Nos collègues ont aussi recommandé que le directeur du Musée des Beaux-Arts du Canada, plutôt que le bibliothécaire et archiviste du Canada, siège au comité de sélection.

Ces amendements sont raisonnables et font en sorte que le processus de sélection profite des compétences de ceux qui sont les plus à même de faire un choix parmi les candidats.

[Français]

Honorables collègues, en nous prononçant en faveur de l’adoption du projet de loi C-234, nous avons l’occasion d’appuyer directement les arts. Nous reconnaissons leur importance pour la qualité de vie au Canada en soulignant la qualité et le dynamisme des artistes visuels et en préservant l’histoire du Parlement au moyen des arts visuels.

[Traduction]

Un des philosophes les plus connus au Canada, Marshall McLuhan, a dit ce qui suit :

Le grand art parle une langue que toute personne intelligente peut comprendre.

L’art contemporain peut susciter un questionnement intéressant, mettre en lumière ce qui a été accompli et déclencher un débat approfondi et réfléchi. L’art visuel peut se faire le porte-parole, l’oracle et l’interprète de la société. Il peut assimiler et faire comprendre les difficultés d’un monde moderne et toucher personnellement les gens.

Je pense que les Canadiens et les parlementaires gagneront tous à faire un peu plus de place à l’art dans leur vie. J’espère que vous appuierez l’adoption du projet de loi S-234.

Enfin, j’aimerais terminer là où j’ai commencé, en rendant hommage à l’ancien sénateur Moore qui a présenté ce projet, ainsi qu’un autre toujours en attente d’une étude plus approfondie. J’espère que ces deux projets de loi recevront l’attention du Sénat et pourront passer rapidement au vote qu’ils méritent tant.

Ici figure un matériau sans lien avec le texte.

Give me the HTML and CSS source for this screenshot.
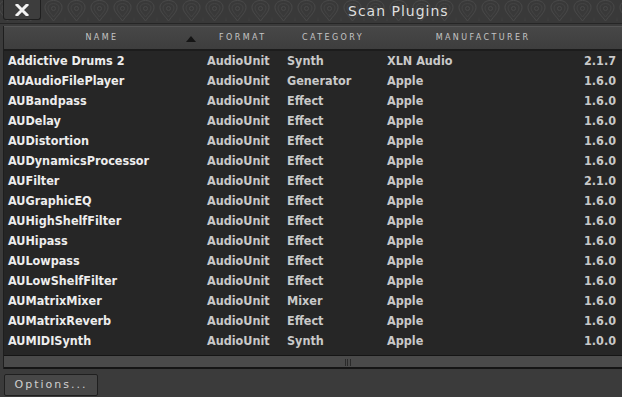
FILE: index.html
```html
<!DOCTYPE html>
<html lang="en">
<head>
    <meta charset="UTF-8">
    <title>Scan Plugins</title>
    <link rel="stylesheet" href="styles.css">
</head>
<body>
    <div class="window">
        <div class="titlebar">
            <svg class="pattern" width="622" height="23">
                <defs>
                    <pattern id="ogee" width="23" height="23" patternUnits="userSpaceOnUse" x="-4" y="-1">
                        <path d="M11.5 22 C8 17 3 13 3 8.5 C3 4 7 1.5 11.5 1.5 C16 1.5 20 4 20 8.5 C20 13 15 17 11.5 22 Z" fill="none" stroke="#484848" stroke-width="1"/>
                        <path d="M11.5 18 C9 14.5 6 12 6 9 C6 6 8.5 4.5 11.5 4.5 C14.5 4.5 17 6 17 9 C17 12 14 14.5 11.5 18 Z" fill="none" stroke="#424242" stroke-width="1"/>
                        <circle cx="11.5" cy="9.5" r="2" fill="none" stroke="#474747"/>
                        <path d="M0 22 C0 17 -3 14 -3 10 M23 22 C23 17 26 14 26 10" fill="none" stroke="#424242"/>
                    </pattern>
                </defs>
                <rect width="622" height="23" fill="url(#ogee)"/>
            </svg>
            <button class="close">
                <svg width="14" height="12" viewBox="0 0 14 12">
                    <path d="M2 1 L12 11 M12 1 L2 11" stroke="#f2f2f2" stroke-width="3" stroke-linecap="square"/>
                </svg>
            </button>
            <div class="title">Scan Plugins</div>
        </div>

        <div class="list">
            <div class="head">
                <div class="hcell hname">Name<span class="sort"></span></div>
                <div class="hcell hformat">Format</div>
                <div class="hcell hcat">Category</div>
                <div class="hcell hman">Manufacturer</div>
            </div>
            <div class="rows">
                <div class="row"><span class="name">Addictive Drums 2</span><span>AudioUnit</span><span>Synth</span><span>XLN Audio</span><span class="ver">2.1.7</span></div>
                <div class="row"><span class="name">AUAudioFilePlayer</span><span>AudioUnit</span><span>Generator</span><span>Apple</span><span class="ver">1.6.0</span></div>
                <div class="row"><span class="name">AUBandpass</span><span>AudioUnit</span><span>Effect</span><span>Apple</span><span class="ver">1.6.0</span></div>
                <div class="row"><span class="name">AUDelay</span><span>AudioUnit</span><span>Effect</span><span>Apple</span><span class="ver">1.6.0</span></div>
                <div class="row"><span class="name">AUDistortion</span><span>AudioUnit</span><span>Effect</span><span>Apple</span><span class="ver">1.6.0</span></div>
                <div class="row"><span class="name">AUDynamicsProcessor</span><span>AudioUnit</span><span>Effect</span><span>Apple</span><span class="ver">1.6.0</span></div>
                <div class="row"><span class="name">AUFilter</span><span>AudioUnit</span><span>Effect</span><span>Apple</span><span class="ver">2.1.0</span></div>
                <div class="row"><span class="name">AUGraphicEQ</span><span>AudioUnit</span><span>Effect</span><span>Apple</span><span class="ver">1.6.0</span></div>
                <div class="row"><span class="name">AUHighShelfFilter</span><span>AudioUnit</span><span>Effect</span><span>Apple</span><span class="ver">1.6.0</span></div>
                <div class="row"><span class="name">AUHipass</span><span>AudioUnit</span><span>Effect</span><span>Apple</span><span class="ver">1.6.0</span></div>
                <div class="row"><span class="name">AULowpass</span><span>AudioUnit</span><span>Effect</span><span>Apple</span><span class="ver">1.6.0</span></div>
                <div class="row"><span class="name">AULowShelfFilter</span><span>AudioUnit</span><span>Effect</span><span>Apple</span><span class="ver">1.6.0</span></div>
                <div class="row"><span class="name">AUMatrixMixer</span><span>AudioUnit</span><span>Mixer</span><span>Apple</span><span class="ver">1.6.0</span></div>
                <div class="row"><span class="name">AUMatrixReverb</span><span>AudioUnit</span><span>Effect</span><span>Apple</span><span class="ver">1.6.0</span></div>
                <div class="row"><span class="name">AUMIDISynth</span><span>AudioUnit</span><span>Synth</span><span>Apple</span><span class="ver">1.0.0</span></div>
            </div>
            <div class="hscroll"><span class="grip"></span></div>
        </div>

        <div class="footer">
            <button class="options">Options...</button>
        </div>
    </div>
</body>
</html>
```

FILE: styles.css
```css
* {
    margin: 0;
    padding: 0;
    box-sizing: border-box;
}
body, html {
    width: 622px;
    height: 397px;
    overflow: hidden;
    background-color: #3b3b3b;
    font-family: "DejaVu Sans Condensed", "DejaVu Sans", sans-serif;
}
.window {
    display: flex;
    flex-direction: column;
    height: 397px;
}
.titlebar {
    position: relative;
    height: 24px;
    background-color: #393939;
    border-bottom: 1px solid #262626;
    display: flex;
    align-items: flex-start;
}
.pattern {
    position: absolute;
    left: 0;
    top: 0;
}
.close {
    position: relative;
    margin-left: 3px;
    width: 38px;
    height: 20px;
    background-color: #3d3d3d;
    border: 1px solid #1f1f1f;
    border-top: none;
    border-radius: 0 0 3px 3px;
    display: flex;
    align-items: center;
    justify-content: center;
}
.title {
    position: relative;
    margin-left: 307px;
    color: #dedede;
    font-size: 14px;
    letter-spacing: 1px;
    line-height: 23px;
    font-family: "DejaVu Sans", sans-serif;
}
.list {
    margin: 2px 0 0 3px;
    border-left: 1px solid #1e1e1e;
    background-color: #262626;
}
.head {
    display: flex;
    height: 25px;
    background: linear-gradient(#474747, #3e3e3e);
    border-top: 1px solid #555;
    border-bottom: 2px solid #1c1c1c;
    color: #c4c4c4;
    font-size: 8px;
    letter-spacing: 2.4px;
    text-transform: uppercase;
    line-height: 22px;
    font-family: "DejaVu Sans", sans-serif;
}
.hcell {
    position: relative;
}
.hname {
    width: 196px;
    text-align: center;
}
.sort {
    position: absolute;
    right: 4px;
    top: 9px;
    border-left: 5px solid transparent;
    border-right: 5px solid transparent;
    border-bottom: 6px solid #151515;
}
.hformat {
    width: 90px;
    padding-left: 19px;
}
.hcat {
    width: 110px;
    padding-left: 12px;
}
.hman {
    width: 166px;
    text-align: center;
}
.rows {
    padding-bottom: 4px;
}
.row {
    display: grid;
    grid-template-columns: 199px 80px 100px 1fr 60px;
    height: 20px;
    line-height: 20px;
    padding: 0 6px 0 4px;
    color: #c9c9c9;
    font-size: 12.5px;
    font-weight: bold;
}
.row .name {
    color: #ededed;
}
.row .ver {
    text-align: right;
}
.hscroll {
    position: relative;
    height: 14px;
    background-color: #4a4a4a;
    border-top: 1px solid #151515;
    border-bottom: 2px solid #151515;
}
.grip {
    position: absolute;
    left: 341px;
    top: 3px;
    width: 6px;
    height: 7px;
    border-left: 1px solid #2a2a2a;
    border-right: 1px solid #2a2a2a;
}
.grip::after {
    content: "";
    position: absolute;
    left: 1px;
    top: 0;
    width: 1px;
    height: 7px;
    background-color: #2a2a2a;
}
.footer {
    flex: 1;
    padding: 4px 0 0 4px;
    background-color: #3b3b3b;
}
.options {
    width: 94px;
    height: 22px;
    background-color: #474747;
    border: 1px solid #1f1f1f;
    border-radius: 2px;
    color: #cfcfcf;
    font-size: 11px;
    letter-spacing: 2px;
    font-family: "DejaVu Sans", sans-serif;
}
```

(Sur la motion de la sénatrice Martin, le débat est ajourné.)

Projet de loi sur le projet de pipeline Trans Mountain

Deuxième lecture—Débat

L’ordre du jour appelle :

Reprise du débat sur la motion de l’honorable sénateur Black (Alberta), appuyée par l’honorable sénatrice Bovey, tendant à la deuxième lecture du projet de loi S-245,Loi prévoyant que le projet de pipeline Trans Mountain et les ouvrages connexes sont déclarés d’intérêt général pour le Canada.

L’honorable Rosa Galvez : Honorables sénateurs, je prends la parole au sujet du projet de loi S-245, Loi prévoyant que le projet de pipeline Trans Mountain et les ouvrages connexes sont déclarés d’intérêt général pour le Canada.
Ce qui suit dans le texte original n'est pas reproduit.